__Records to use__:

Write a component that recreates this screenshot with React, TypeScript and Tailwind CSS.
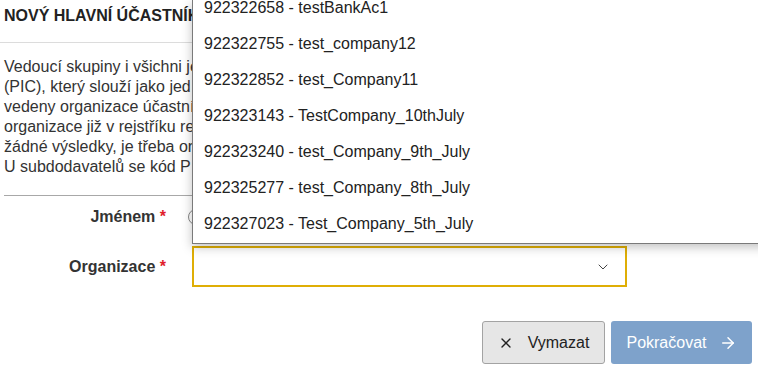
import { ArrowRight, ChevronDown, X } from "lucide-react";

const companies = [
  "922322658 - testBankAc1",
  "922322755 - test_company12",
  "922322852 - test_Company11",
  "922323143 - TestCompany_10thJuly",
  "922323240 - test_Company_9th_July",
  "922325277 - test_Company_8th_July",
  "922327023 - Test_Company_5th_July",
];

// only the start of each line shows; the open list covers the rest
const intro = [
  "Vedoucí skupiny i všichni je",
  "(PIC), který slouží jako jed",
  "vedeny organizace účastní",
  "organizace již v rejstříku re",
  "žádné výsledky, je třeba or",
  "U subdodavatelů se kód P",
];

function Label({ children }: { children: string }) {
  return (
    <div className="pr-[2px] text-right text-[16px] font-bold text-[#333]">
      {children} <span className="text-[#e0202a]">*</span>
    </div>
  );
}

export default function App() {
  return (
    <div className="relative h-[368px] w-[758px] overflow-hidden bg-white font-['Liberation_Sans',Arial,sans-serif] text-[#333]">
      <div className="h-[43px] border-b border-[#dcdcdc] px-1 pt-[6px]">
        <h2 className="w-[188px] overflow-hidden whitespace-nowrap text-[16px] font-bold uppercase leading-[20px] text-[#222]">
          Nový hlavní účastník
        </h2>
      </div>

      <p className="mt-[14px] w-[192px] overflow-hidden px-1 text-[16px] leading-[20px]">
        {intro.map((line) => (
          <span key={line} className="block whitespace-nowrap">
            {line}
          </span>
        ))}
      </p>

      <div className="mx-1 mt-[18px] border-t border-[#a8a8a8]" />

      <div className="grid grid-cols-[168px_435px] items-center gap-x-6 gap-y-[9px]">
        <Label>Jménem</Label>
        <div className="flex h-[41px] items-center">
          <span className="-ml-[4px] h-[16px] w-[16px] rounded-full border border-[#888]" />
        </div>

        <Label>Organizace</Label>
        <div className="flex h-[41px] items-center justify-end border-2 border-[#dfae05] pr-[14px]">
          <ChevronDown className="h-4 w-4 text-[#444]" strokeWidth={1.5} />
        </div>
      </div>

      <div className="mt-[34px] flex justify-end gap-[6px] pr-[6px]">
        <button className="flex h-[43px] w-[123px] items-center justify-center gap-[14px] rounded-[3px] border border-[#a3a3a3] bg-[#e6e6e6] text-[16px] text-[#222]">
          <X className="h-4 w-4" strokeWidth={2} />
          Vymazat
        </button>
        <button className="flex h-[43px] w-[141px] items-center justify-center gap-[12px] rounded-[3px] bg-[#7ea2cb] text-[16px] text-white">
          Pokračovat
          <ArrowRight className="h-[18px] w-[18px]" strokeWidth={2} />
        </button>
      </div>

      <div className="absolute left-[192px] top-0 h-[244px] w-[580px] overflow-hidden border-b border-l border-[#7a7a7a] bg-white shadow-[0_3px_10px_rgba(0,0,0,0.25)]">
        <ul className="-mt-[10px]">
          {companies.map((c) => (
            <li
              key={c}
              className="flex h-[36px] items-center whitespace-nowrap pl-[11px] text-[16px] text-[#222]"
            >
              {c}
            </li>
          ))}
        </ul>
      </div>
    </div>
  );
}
--
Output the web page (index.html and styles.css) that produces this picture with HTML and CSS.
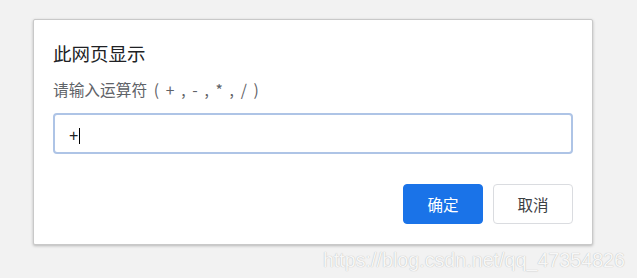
---
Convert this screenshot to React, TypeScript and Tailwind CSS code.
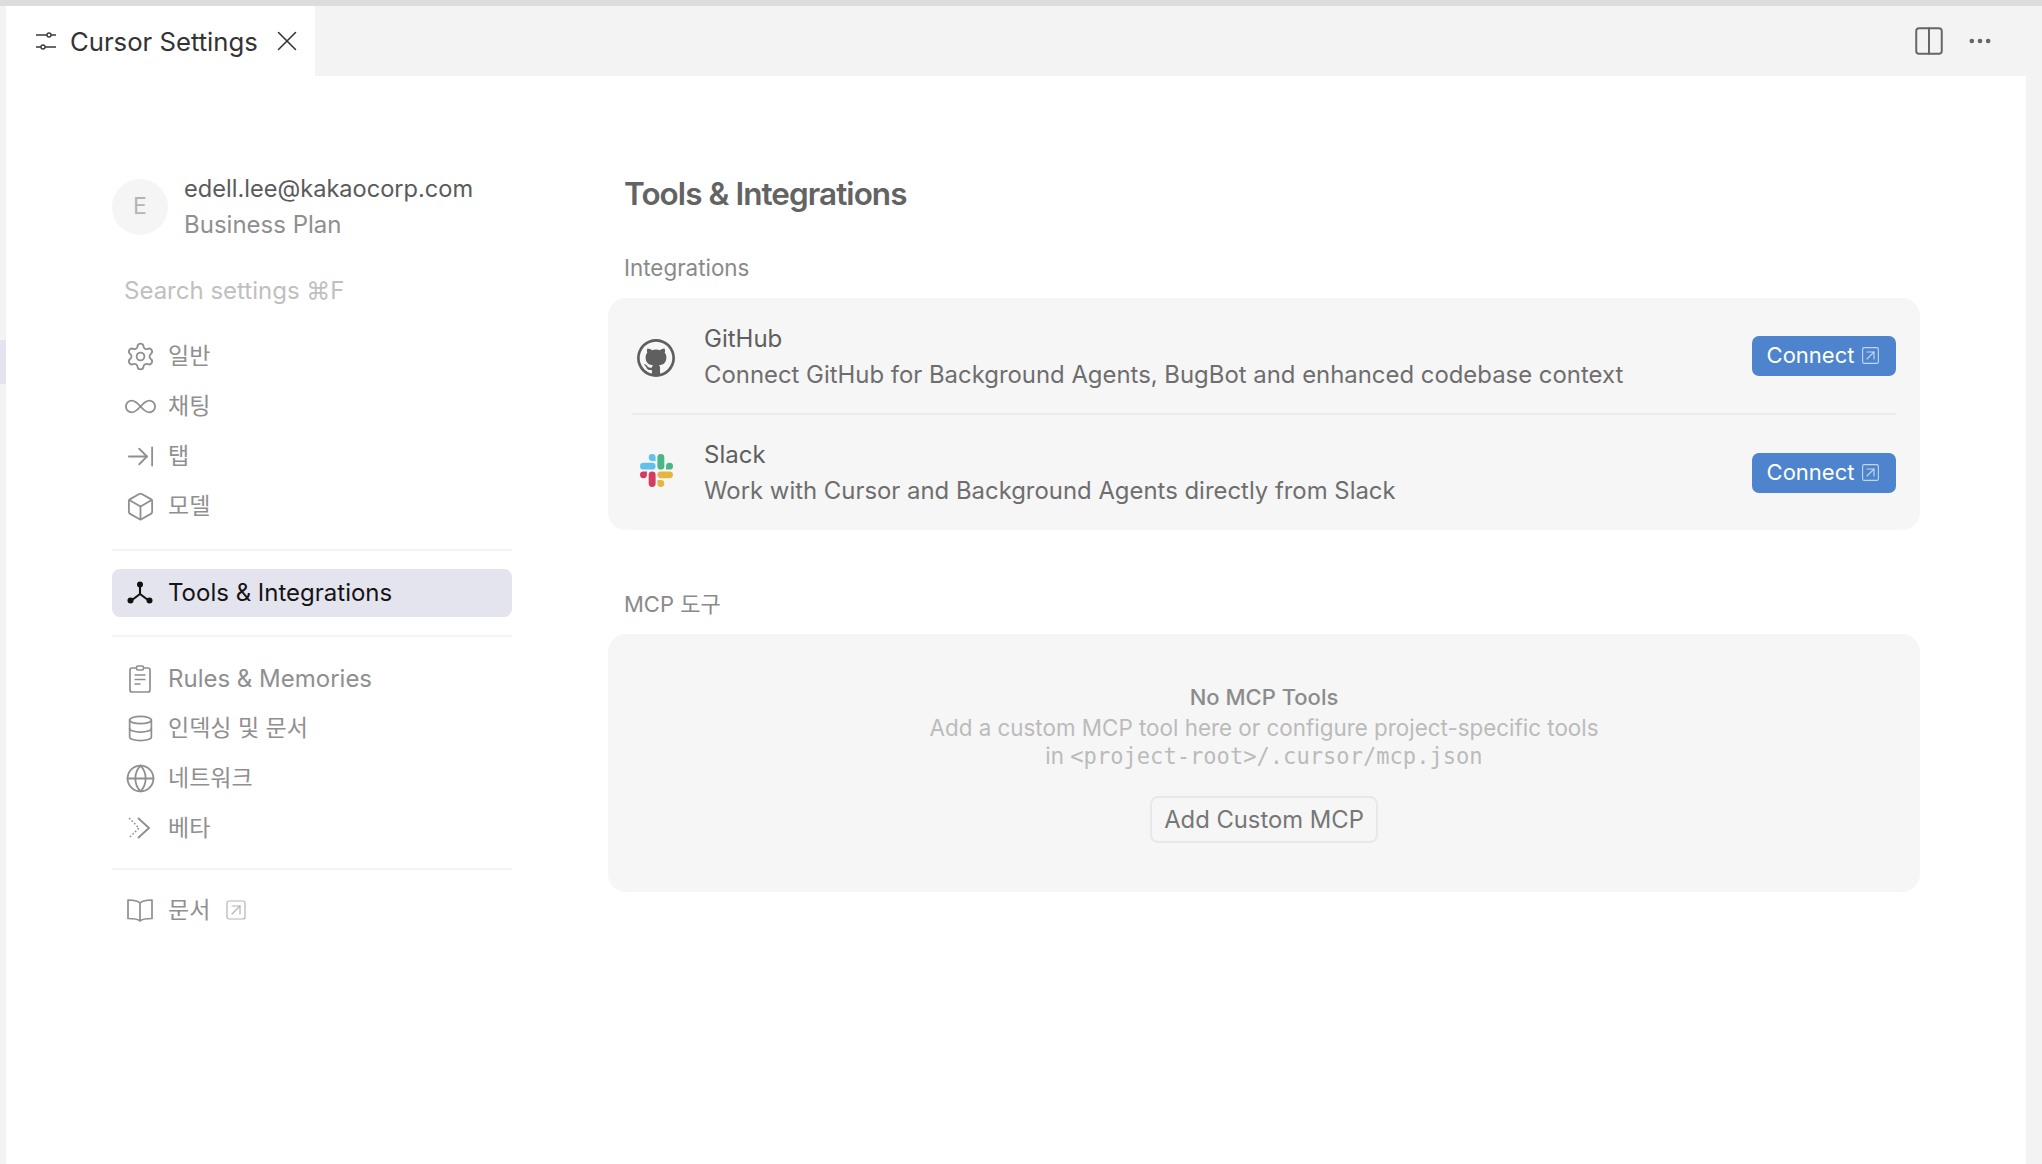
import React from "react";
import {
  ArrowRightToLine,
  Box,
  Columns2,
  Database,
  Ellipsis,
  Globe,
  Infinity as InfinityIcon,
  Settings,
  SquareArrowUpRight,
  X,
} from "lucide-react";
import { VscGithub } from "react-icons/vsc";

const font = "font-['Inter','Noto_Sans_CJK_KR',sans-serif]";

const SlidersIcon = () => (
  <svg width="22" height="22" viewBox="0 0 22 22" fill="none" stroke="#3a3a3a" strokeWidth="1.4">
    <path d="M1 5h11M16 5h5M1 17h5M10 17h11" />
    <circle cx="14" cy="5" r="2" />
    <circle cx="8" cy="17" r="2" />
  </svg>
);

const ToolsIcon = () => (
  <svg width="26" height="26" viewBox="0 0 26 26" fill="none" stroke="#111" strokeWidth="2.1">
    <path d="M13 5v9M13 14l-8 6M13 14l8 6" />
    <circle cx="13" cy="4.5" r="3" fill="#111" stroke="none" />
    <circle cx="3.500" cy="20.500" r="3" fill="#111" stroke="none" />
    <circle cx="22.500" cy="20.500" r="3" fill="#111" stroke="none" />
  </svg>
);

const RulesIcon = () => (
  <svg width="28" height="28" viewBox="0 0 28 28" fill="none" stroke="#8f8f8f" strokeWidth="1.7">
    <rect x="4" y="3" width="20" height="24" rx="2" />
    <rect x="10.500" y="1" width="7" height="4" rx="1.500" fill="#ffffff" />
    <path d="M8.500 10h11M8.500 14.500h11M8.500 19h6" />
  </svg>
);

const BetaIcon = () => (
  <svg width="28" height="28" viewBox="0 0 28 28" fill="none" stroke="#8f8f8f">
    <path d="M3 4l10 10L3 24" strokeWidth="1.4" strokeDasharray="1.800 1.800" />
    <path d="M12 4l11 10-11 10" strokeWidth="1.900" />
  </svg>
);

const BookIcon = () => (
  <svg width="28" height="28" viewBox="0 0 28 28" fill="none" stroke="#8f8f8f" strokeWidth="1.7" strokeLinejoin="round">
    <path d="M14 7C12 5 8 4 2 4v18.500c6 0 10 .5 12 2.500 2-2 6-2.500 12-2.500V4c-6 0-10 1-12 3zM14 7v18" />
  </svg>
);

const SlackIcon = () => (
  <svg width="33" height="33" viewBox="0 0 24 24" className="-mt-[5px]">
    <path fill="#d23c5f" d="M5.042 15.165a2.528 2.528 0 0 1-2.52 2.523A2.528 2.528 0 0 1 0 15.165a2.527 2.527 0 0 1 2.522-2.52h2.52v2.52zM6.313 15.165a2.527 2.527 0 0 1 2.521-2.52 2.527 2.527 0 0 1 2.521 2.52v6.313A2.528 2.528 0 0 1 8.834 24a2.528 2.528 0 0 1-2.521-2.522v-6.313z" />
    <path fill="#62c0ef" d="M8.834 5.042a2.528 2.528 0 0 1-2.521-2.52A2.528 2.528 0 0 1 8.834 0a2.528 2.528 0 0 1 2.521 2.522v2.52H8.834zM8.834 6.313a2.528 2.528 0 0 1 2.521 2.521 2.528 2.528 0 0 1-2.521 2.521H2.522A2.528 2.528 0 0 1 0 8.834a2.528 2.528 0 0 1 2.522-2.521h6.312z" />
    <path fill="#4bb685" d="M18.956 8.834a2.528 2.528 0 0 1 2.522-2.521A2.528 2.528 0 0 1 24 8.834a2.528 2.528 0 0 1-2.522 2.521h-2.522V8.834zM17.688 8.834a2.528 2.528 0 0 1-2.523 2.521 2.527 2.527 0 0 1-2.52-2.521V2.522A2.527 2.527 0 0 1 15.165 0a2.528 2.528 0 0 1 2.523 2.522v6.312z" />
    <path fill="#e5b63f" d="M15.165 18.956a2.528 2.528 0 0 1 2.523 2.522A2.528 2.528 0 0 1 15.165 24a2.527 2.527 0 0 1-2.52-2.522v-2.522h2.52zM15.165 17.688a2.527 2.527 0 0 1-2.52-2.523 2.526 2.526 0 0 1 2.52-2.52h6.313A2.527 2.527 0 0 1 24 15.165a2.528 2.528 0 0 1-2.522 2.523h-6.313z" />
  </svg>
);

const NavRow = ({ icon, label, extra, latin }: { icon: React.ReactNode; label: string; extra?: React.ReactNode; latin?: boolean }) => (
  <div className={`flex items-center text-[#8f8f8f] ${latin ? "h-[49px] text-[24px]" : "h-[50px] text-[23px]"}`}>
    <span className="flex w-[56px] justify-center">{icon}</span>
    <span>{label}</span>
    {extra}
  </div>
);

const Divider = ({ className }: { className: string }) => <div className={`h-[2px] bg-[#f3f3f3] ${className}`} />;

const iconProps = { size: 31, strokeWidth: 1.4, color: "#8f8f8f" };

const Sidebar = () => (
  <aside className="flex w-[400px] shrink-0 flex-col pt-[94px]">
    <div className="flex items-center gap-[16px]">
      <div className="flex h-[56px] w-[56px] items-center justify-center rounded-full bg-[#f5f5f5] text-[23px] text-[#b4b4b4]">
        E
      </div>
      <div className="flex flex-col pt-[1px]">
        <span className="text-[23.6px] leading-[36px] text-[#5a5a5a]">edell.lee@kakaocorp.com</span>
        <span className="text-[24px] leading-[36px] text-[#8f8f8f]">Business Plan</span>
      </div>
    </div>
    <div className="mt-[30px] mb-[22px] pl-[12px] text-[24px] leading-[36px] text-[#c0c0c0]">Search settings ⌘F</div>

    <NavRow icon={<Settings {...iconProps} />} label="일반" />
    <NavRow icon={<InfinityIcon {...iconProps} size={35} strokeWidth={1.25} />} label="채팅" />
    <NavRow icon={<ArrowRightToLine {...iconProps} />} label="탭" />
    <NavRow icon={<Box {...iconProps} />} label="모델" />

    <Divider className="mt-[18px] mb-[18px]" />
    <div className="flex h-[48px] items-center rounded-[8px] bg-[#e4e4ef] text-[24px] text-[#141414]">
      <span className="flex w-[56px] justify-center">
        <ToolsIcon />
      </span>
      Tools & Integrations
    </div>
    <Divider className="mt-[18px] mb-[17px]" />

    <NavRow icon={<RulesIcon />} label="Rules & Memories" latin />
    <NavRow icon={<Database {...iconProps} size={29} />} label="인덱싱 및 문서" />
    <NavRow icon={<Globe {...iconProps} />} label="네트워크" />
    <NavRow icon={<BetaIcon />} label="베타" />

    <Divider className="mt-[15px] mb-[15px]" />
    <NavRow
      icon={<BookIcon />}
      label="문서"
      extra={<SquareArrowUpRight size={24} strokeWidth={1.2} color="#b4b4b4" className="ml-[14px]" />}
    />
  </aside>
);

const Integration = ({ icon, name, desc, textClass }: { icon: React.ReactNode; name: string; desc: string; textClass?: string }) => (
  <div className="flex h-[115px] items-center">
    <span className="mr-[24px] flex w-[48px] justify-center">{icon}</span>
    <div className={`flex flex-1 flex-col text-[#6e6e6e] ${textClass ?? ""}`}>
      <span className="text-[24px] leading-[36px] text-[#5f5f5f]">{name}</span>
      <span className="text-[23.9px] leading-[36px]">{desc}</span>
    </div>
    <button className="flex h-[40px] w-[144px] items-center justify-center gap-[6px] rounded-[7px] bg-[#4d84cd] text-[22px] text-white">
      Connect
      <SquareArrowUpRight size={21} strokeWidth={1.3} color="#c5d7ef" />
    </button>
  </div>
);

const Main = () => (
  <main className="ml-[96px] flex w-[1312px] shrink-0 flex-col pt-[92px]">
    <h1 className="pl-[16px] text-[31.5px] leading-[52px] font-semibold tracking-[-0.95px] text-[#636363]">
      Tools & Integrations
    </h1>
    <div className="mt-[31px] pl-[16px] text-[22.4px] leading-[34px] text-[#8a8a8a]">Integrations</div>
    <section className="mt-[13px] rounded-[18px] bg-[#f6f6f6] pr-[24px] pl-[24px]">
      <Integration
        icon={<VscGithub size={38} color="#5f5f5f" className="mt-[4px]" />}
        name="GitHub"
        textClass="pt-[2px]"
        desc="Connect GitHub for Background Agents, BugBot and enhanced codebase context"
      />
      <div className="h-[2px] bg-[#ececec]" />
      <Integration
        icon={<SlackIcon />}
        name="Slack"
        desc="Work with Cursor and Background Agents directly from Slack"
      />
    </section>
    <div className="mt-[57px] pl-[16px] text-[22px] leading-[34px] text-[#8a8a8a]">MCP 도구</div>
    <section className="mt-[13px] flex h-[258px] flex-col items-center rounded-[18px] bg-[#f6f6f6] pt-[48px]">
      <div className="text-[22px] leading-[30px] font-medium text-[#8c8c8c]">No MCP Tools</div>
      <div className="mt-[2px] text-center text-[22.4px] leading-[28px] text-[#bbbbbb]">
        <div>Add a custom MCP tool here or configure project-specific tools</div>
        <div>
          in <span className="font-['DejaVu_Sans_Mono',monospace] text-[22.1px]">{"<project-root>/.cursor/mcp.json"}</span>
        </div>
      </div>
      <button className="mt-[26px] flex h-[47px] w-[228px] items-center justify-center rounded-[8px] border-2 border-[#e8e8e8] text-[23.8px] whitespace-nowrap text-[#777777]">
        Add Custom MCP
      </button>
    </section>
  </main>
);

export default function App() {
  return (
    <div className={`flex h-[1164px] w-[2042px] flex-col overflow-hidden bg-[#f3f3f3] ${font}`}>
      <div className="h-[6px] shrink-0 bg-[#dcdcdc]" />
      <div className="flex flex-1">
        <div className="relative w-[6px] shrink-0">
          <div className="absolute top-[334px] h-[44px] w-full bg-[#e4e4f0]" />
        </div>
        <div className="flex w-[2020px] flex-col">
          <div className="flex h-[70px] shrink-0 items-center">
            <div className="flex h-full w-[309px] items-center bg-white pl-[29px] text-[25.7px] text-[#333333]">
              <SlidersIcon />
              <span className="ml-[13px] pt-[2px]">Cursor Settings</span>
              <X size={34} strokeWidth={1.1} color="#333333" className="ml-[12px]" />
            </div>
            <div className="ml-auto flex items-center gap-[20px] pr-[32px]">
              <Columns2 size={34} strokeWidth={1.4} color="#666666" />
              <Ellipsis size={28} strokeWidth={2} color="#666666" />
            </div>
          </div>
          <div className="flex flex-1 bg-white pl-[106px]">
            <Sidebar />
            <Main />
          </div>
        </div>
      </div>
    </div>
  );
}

__Stated task__: Return all lines containing "that".

__Task result__:
Write a component that recreates this screenshot with React, TypeScript and Tailwind CSS.
Output the web page (index.html and styles.css) that produces this picture with HTML and CSS.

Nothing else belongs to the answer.